| The school lunch debate comes right down to money. No money = no improvement in nutrition of lunches. Plain and simple. You can raise the nutrition standards for lunches, but if schools can't afford to meet those standards (and they can't), then it does no good. You can enact policies to help more low income children get free lunches (as it seems Congress will do), and while it's fantastic that we're filling empty bellies, we'll end up filling them with bad food. Unless we find some money for the school lunch program.

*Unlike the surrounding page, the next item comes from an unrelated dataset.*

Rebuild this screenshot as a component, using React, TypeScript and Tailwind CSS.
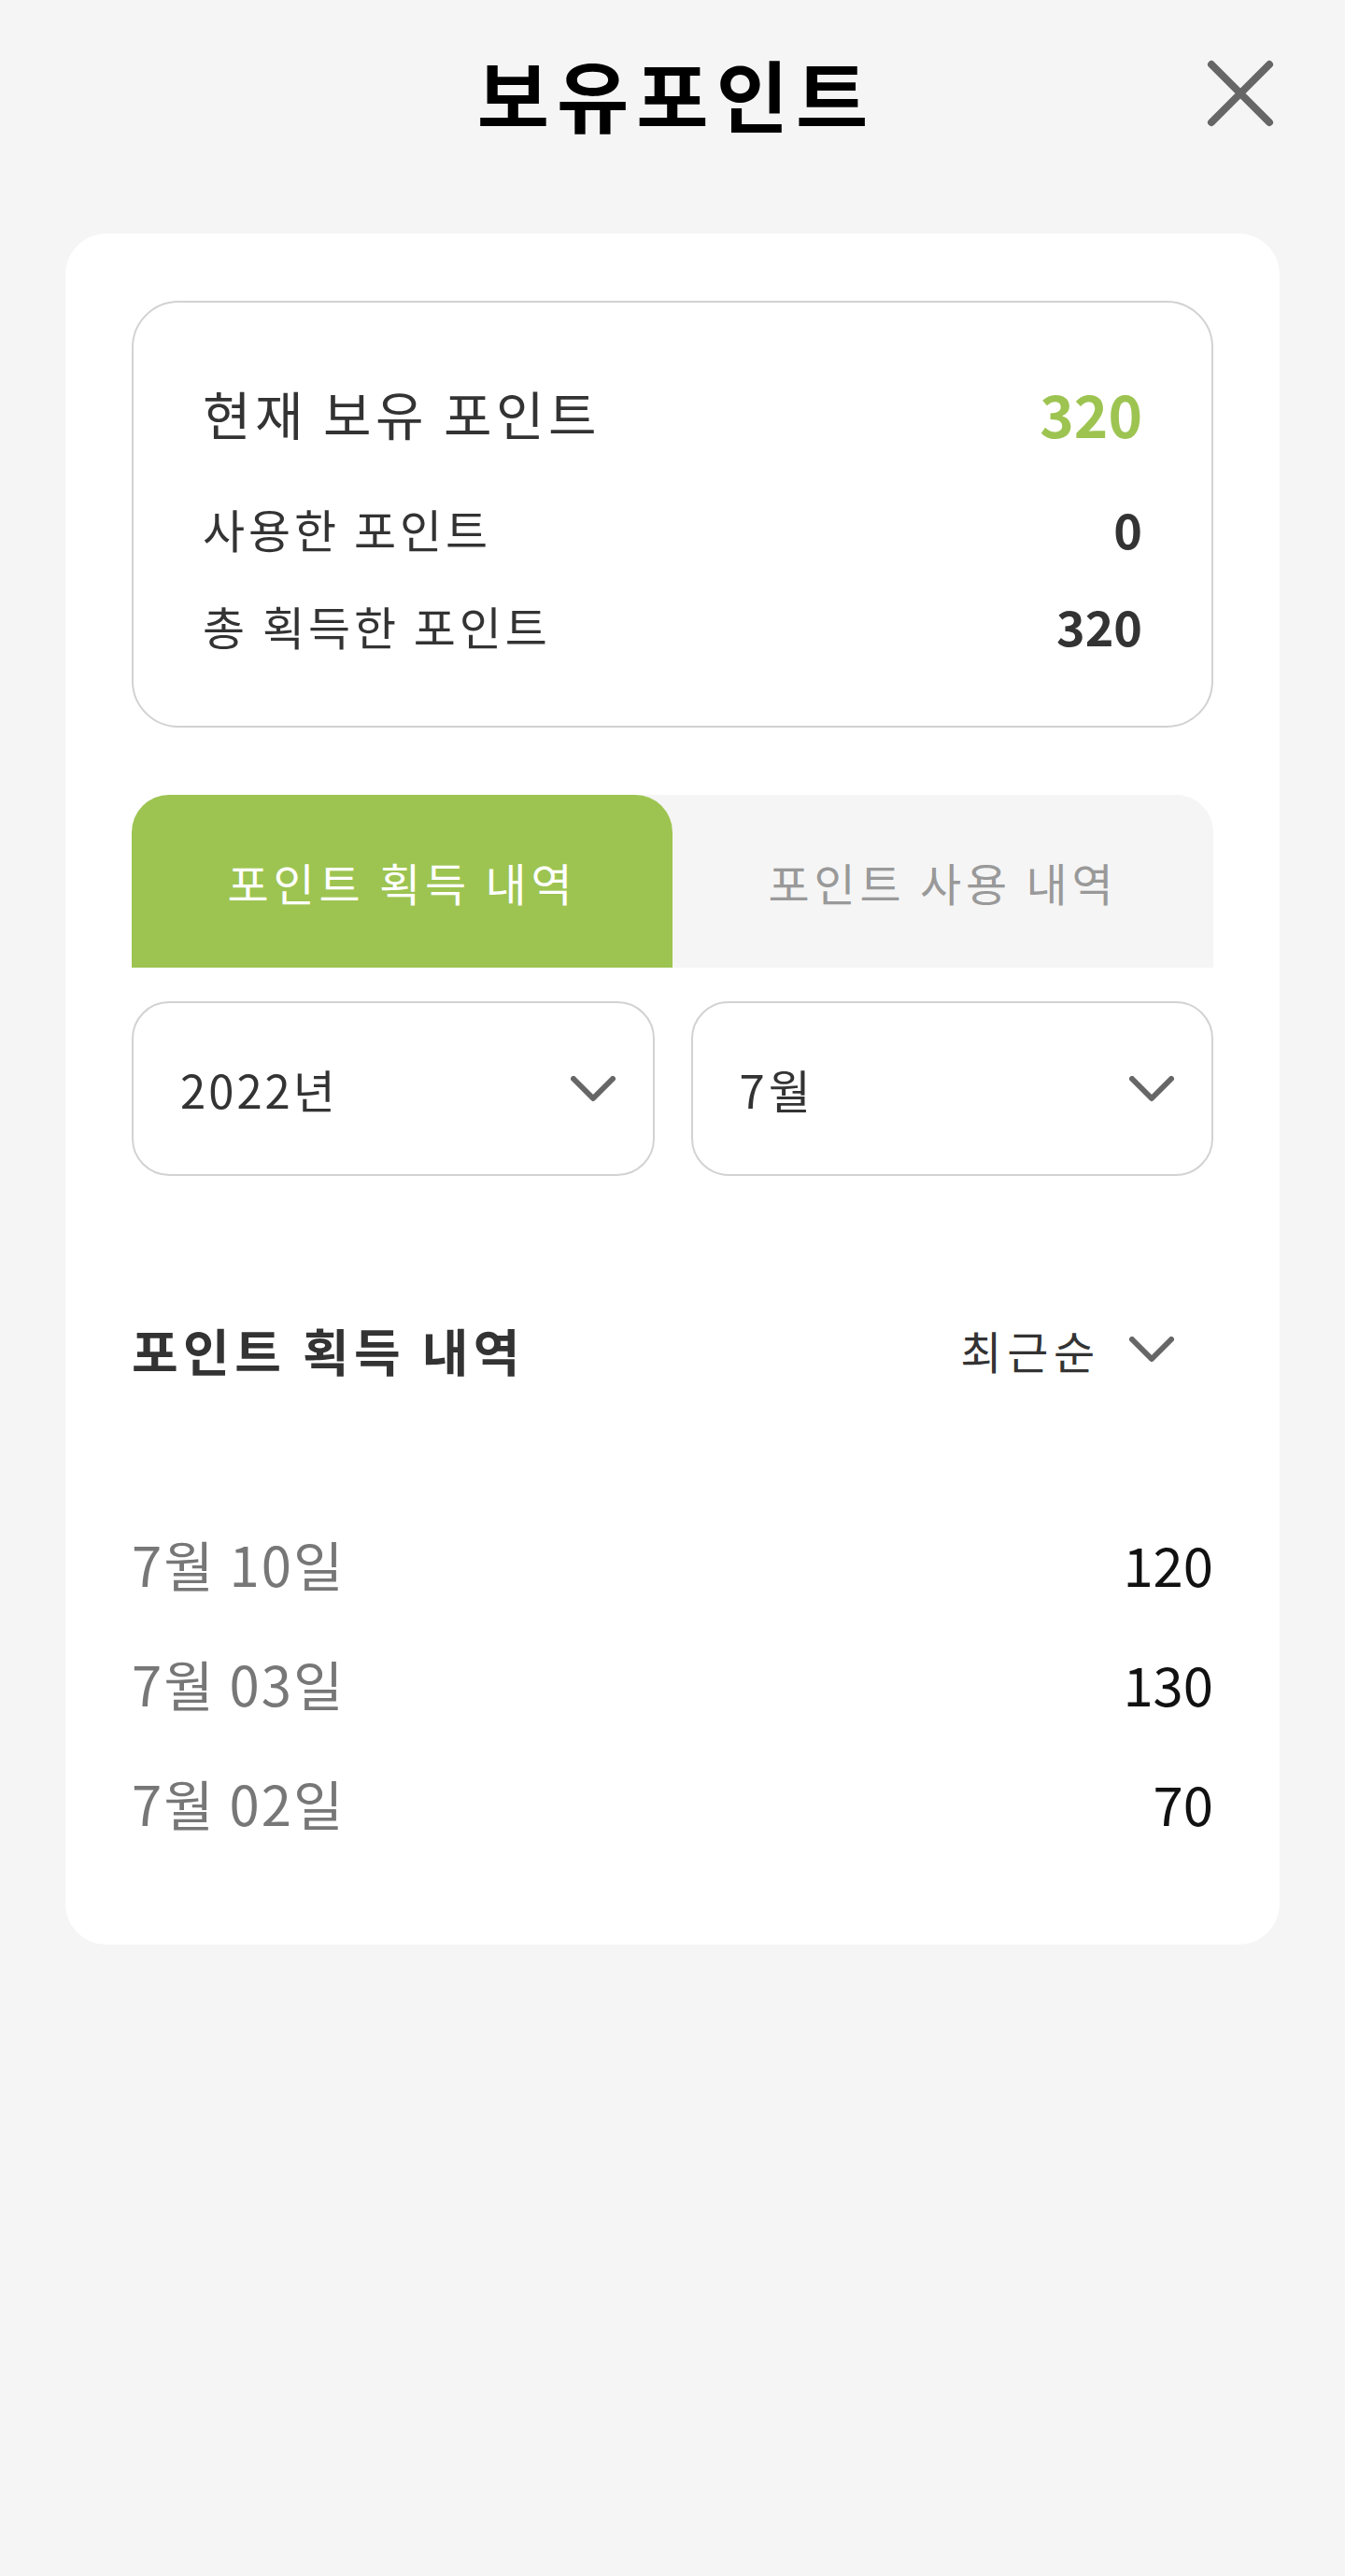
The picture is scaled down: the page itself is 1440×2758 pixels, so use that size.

Unfortunately, when Blanche Lincoln went looking for a way to fund school lunches, she took money from a conservation program, the Environmental Quality Incentives Program. EQIP certainly isn't the best of our conservation programs because a disproportionate amount of the money goes to factory farms BUT when EQIP money goes to the good guys, they really use it for good.

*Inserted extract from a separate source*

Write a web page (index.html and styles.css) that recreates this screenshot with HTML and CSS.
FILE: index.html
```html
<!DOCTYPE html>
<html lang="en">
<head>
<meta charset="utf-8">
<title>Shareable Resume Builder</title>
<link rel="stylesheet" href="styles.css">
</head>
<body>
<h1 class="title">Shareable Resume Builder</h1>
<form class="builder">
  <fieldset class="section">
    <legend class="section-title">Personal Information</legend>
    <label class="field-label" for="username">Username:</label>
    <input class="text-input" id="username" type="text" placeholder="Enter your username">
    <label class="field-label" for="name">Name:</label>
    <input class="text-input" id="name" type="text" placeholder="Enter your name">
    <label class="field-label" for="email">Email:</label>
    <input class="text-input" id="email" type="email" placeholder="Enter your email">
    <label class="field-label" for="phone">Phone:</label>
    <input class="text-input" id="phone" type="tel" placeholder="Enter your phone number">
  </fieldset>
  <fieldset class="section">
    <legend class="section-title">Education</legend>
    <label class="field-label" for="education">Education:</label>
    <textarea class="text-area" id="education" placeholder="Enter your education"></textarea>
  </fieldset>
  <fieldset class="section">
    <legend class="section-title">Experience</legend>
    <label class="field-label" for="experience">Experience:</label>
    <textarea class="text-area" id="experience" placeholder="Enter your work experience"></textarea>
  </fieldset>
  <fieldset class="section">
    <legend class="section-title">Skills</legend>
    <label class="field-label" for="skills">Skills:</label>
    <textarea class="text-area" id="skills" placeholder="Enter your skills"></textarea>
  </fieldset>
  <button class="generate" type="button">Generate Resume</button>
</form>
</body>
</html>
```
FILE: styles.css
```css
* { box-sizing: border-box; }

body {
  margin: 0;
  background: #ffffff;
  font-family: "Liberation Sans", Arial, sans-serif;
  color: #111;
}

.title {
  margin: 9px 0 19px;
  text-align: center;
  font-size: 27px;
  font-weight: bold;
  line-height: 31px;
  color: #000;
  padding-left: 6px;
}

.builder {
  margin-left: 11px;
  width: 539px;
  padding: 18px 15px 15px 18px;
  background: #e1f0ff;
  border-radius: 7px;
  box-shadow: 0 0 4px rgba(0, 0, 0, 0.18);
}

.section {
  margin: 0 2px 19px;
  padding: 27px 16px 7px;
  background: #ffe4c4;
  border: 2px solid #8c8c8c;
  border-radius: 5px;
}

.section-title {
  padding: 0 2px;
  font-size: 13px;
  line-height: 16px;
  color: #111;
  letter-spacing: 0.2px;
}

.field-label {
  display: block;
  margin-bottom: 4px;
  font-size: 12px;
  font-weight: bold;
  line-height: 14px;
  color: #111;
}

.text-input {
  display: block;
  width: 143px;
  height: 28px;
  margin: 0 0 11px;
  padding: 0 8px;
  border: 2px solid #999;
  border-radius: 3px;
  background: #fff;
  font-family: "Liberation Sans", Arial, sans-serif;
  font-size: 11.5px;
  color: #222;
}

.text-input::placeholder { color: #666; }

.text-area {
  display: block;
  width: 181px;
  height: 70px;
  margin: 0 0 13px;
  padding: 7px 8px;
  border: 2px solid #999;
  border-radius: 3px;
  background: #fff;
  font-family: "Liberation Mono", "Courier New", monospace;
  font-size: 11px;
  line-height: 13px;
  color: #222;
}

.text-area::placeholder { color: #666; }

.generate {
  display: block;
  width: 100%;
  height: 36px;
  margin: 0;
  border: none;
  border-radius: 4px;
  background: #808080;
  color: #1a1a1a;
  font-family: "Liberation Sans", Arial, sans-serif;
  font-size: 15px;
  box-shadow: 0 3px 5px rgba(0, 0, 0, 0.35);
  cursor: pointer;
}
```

And this morning, Nebraska Sen. Johanns (R) offered an amendment to put the money back into EQIP and instead take it from a different conservation program, CSP. That would be REALLY bad. CSP is arguably the BEST conservation program we've got, because it pays farmers for implementing conservation practices on land that is under production. (Many of the other programs instead pay farmers to take land out of production entirely, which does nothing to help the way they farm on the land that remains in production.) Fortunately, this measure was defeated.
So where's the money? Well, here's a novel idea. Why don't we make the corporations pay their taxes. I'm not saying increase taxes. I'm saying we should make them pay AT ALL. Because currently, many do not.

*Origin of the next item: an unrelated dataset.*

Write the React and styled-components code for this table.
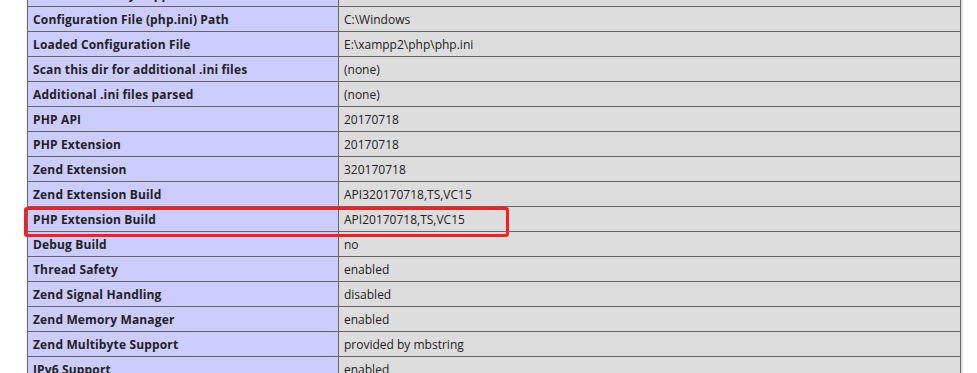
import React from "react";
import styled, { createGlobalStyle } from "styled-components";

const GlobalStyle = createGlobalStyle`
  html, body {
    margin: 0;
    padding: 0;
    background: #fff;
    overflow: hidden;
  }
  body {
    color: #222;
    font-family: "Open Sans", "Noto Sans", sans-serif;
  }
`;

const Page = styled.div`
  padding-left: 27px;
  margin-top: -19px;
`;

const InfoTable = styled.table`
  border-collapse: collapse;
  width: 934px;
  table-layout: fixed;
  box-shadow: 1px 2px 3px #ccc;
`;

const Cell = styled.td`
  border: 1px solid #666;
  height: 25px;
  box-sizing: border-box;
  padding: 1px 5px 0;
  font-size: 12px;
  vertical-align: middle;
  white-space: nowrap;
  color: #222;
  background: ${(p) => (p.$key ? "#ccccff" : "#dddddd")};
  font-weight: ${(p) => (p.$key ? 700 : 400)};
  letter-spacing: ${(p) => (p.$key ? "0.15px" : "0")};
  width: ${(p) => (p.$key ? "311px" : "auto")};
`;

// red marker drawn around the highlighted row
const Mark = styled.div`
  position: absolute;
  z-index: 2;
  left: 24px;
  top: 207px;
  width: 485px;
  height: 30px;
  box-sizing: border-box;
  border: 3px solid #ff1c1c;
  border-radius: 3px;
  pointer-events: none;
`;

const rows = [
  ["Virtual Directory Support", "enabled"],
  ["Configuration File (php.ini) Path", "C:\\Windows"],
  ["Loaded Configuration File", "E:\\xampp2\\php\\php.ini"],
  ["Scan this dir for additional .ini files", "(none)"],
  ["Additional .ini files parsed", "(none)"],
  ["PHP API", "20170718"],
  ["PHP Extension", "20170718"],
  ["Zend Extension", "320170718"],
  ["Zend Extension Build", "API320170718,TS,VC15"],
  ["PHP Extension Build", "API20170718,TS,VC15"],
  ["Debug Build", "no"],
  ["Thread Safety", "enabled"],
  ["Zend Signal Handling", "disabled"],
  ["Zend Memory Manager", "enabled"],
  ["Zend Multibyte Support", "provided by mbstring"],
  ["IPv6 Support", "enabled"],
];

export default function App() {
  return (
    <>
      <GlobalStyle />
      <Page>
        <InfoTable>
          <tbody>
            {rows.map(([k, v]) => (
              <tr key={k}>
                <Cell $key>{k}</Cell>
                <Cell>{v}</Cell>
              </tr>
            ))}
          </tbody>
        </InfoTable>
      </Page>
      <Mark />
    </>
  );
}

Two-thirds of U.S. corporations paid no federal income taxes between 1998 and 2005, according to a new report from Congress. The study by the Government Accountability Office, expected to be released Tuesday, said about 68 percent of foreign companies doing business in the U.S. avoided corporate taxes over the same period. Collectively, the companies reported trillions of dollars in sales, according to GAO's estimate.
I got your school lunch money RIGHT HERE. And while we're at it, we could probably pay off the national debt and then fund universal healthcare with all of that money.